Subject: SHA1 is considered vulnerable...
MD5 is completely dead, but SHA-1 is actually not that far behind it and is currently considered vulnerable (due to some discovered shortcuts, with some potential for more). For any application that cares about encryption, you are highly recommended to move past SHA-1 to using one of the stronger ones (SHA-256 etc). Take a look at the Digest::SHA (which implements the family of stronger ones) or Digest::SHA::PurePerl (I think). That's if you care about whatever you are doing with SHA-1 from a strong crypto perspective. If _not_ and you are using it for checksumming, without a risk of untrusted people creating files with maliciously colliding digests, then consider moving to using just MD5 instead. When used for a straight checksum in a relatively trusted environment, the MD5 algorithm is _very_ significantly faster than SHA-1. Take a look at the documentation for Digest.pm, which has comparative benchmarks of the various things. But yeah, SHA-256+ for strong crypto, MD5 for checksumming. SHA-1 is rapidly becoming the orphan child of the digest family.
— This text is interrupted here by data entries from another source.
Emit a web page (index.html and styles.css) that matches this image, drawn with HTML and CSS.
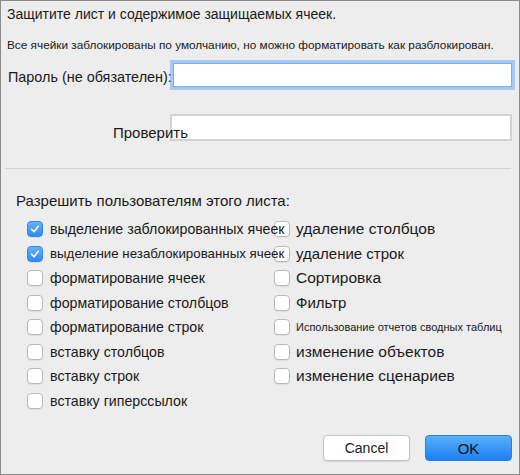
FILE: index.html
```html
<!DOCTYPE html>
<html lang="ru">
<head>
    <meta charset="UTF-8">
    <title>Защитить лист</title>
    <link rel="stylesheet" href="styles.css">
</head>
<body>
    <div class="dialog">
        <h1 class="title">Защитите лист и содержимое защищаемых ячеек.</h1>
        <p class="note">Все ячейки заблокированы по умолчанию, но можно форматировать как разблокирован.</p>

        <div class="form-row">
            <label class="form-label" for="password">Пароль (не обязателен):</label>
            <input type="password" id="password" class="text-input focused">
        </div>
        <div class="form-row verify-row">
            <label class="form-label verify-label" for="verify">Проверить</label>
            <input type="password" id="verify" class="text-input">
        </div>

        <div class="separator"></div>

        <div class="allow-title">Разрешить пользователям этого листа:</div>

        <div class="options">
            <div class="col col-left">
                <div class="opt"><span class="box checked"><svg viewBox="0 0 16 16"><path d="M4.2 8.4 L6.9 11.1 L11.8 4.9" fill="none" stroke="#fff" stroke-width="1.7" stroke-linecap="round" stroke-linejoin="round"/></svg></span>выделение заблокированных ячеек</div>
                <div class="opt narrow"><span class="box checked"><svg viewBox="0 0 16 16"><path d="M4.2 8.4 L6.9 11.1 L11.8 4.9" fill="none" stroke="#fff" stroke-width="1.7" stroke-linecap="round" stroke-linejoin="round"/></svg></span>выделение незаблокированных ячеек</div>
                <div class="opt"><span class="box"></span>форматирование ячеек</div>
                <div class="opt"><span class="box"></span>форматирование столбцов</div>
                <div class="opt"><span class="box"></span>форматирование строк</div>
                <div class="opt"><span class="box"></span>вставку столбцов</div>
                <div class="opt"><span class="box"></span>вставку строк</div>
                <div class="opt"><span class="box"></span>вставку гиперссылок</div>
            </div>
            <div class="col col-right">
                <div class="opt big"><span class="box"></span>удаление столбцов</div>
                <div class="opt"><span class="box"></span>удаление строк</div>
                <div class="opt big"><span class="box"></span>Сортировка</div>
                <div class="opt"><span class="box"></span>Фильтр</div>
                <div class="opt tiny"><span class="box"></span>Использование отчетов сводных таблиц</div>
                <div class="opt big"><span class="box"></span>изменение объектов</div>
                <div class="opt big"><span class="box"></span>изменение сценариев</div>
            </div>
        </div>

        <div class="buttons">
            <button class="btn cancel">Cancel</button>
            <button class="btn ok">OK</button>
        </div>
    </div>
</body>
</html>
```

FILE: styles.css
```css
html, body {
    margin: 0;
    padding: 0;
    background: #ededed;
}
.dialog {
    box-sizing: border-box;
    width: 520px;
    height: 475px;
    border: 1px solid #8a8a8a;
    background: #ededed;
    padding: 0 7px 0 6px;
    font-family: "Liberation Sans", Arial, sans-serif;
    color: #1a1a1a;
    display: flex;
    flex-direction: column;
}
.title {
    margin: 4px 0 0;
    font-size: 14px;
    font-weight: normal;
    line-height: 18px;
}
.note {
    margin: 15px 0 0;
    font-size: 11.8px;
    line-height: 14px;
}
.form-row {
    display: grid;
    grid-template-columns: 163px 1fr;
    align-items: center;
    margin-top: 11px;
}
.form-label {
    position: relative;
    z-index: 1;
    font-size: 14.4px;
    white-space: nowrap;
    padding-left: 1px;
    padding-top: 3px;
}
.text-input {
    box-sizing: border-box;
    height: 24px;
    margin: 0 0 0 3px;
    border: 1px solid #cfcfcf;
    background: #fff;
    outline: none;
    padding: 0 4px;
}
.text-input.focused {
    border-color: #7eaee8;
    box-shadow: 0 0 0 3px #a6c9f3;
}
.verify-row {
    margin-top: 26px;
}
.verify-row .text-input {
    height: 27px;
    margin-left: 0;
    border: 2px solid #d2d2d2;
    width: 342px;
}
.verify-label {
    padding-left: 106px;
    padding-top: 11px;
    font-size: 15px;
}
.separator {
    height: 1px;
    background: #d3d3d3;
    margin: 27px 1px 0 -2px;
}
.allow-title {
    font-size: 15px;
    margin: 23px 0 0 9px;
    line-height: 18px;
}
.options {
    display: flex;
    margin: 7px 0 0 20px;
}
.col {
    display: flex;
    flex-direction: column;
}
.col-left {
    width: 247px;
    position: relative;
    z-index: 1;
}
.opt {
    display: flex;
    align-items: center;
    height: 24.5px;
    gap: 7px;
    font-size: 14.2px;
    white-space: nowrap;
}
.opt.narrow {
    font-size: 13.3px;
}
.col-right .opt {
    gap: 6px;
    font-size: 15px;
}
.col-right .opt.big {
    font-size: 15.5px;
}
.col-right .opt.tiny {
    font-size: 11px;
}
.box {
    box-sizing: border-box;
    flex: none;
    width: 16px;
    height: 16px;
    border: 1px solid #b9b9b9;
    border-radius: 4px;
    background: #fff;
    box-shadow: 0 1px 1px rgba(0, 0, 0, 0.06);
}
.box svg {
    display: block;
    width: 14px;
    height: 14px;
}
.box.checked {
    border-color: #2f86ee;
    background: linear-gradient(#69b1fb, #2e8af5);
}
.buttons {
    display: flex;
    justify-content: flex-end;
    gap: 15px;
    margin-top: auto;
    margin-bottom: 13px;
}
.btn {
    box-sizing: border-box;
    height: 26px;
    width: 87px;
    font-family: "Liberation Sans", Arial, sans-serif;
    font-size: 14px;
    color: #222;
    border-radius: 4px;
    cursor: pointer;
}
.cancel {
    background: #fff;
    border: 1px solid #c3c3c3;
    box-shadow: 0 1px 1px rgba(0, 0, 0, 0.1);
}
.ok {
    background: linear-gradient(#5aaefc, #1b80f6);
    border: 1px solid #2a7ee6;
    color: #111;
    font-size: 15px;
}
```
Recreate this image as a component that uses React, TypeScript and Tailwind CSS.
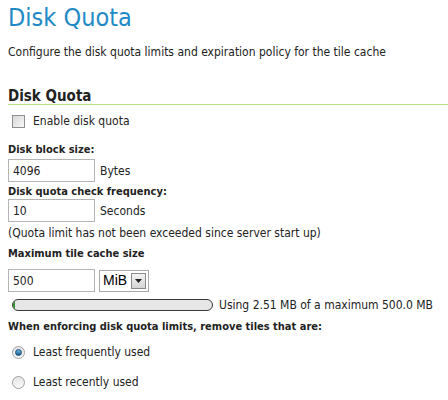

First, please note that my data structure document uses a "Typed Digest" everywhere, so everywhere in code/data that I store a digest, I store the type of it as well. I made this future- proof, because I know all digests suck. That said, I've stopped using MD5 for quite some time now, especially after seeing those two postscript files with different content with the same digest. And I have those in my $HOME, mirrored as demos for people. And I want to back those up. So I'm using SHA1. And git uses SHA1. And it's not entirely clear (to me at least), nor do I care for cryptographic reasons, what the next best one is. So SHA1 works enough. CPU isn't a concern at all. Uploading to S3 is my bottleneck.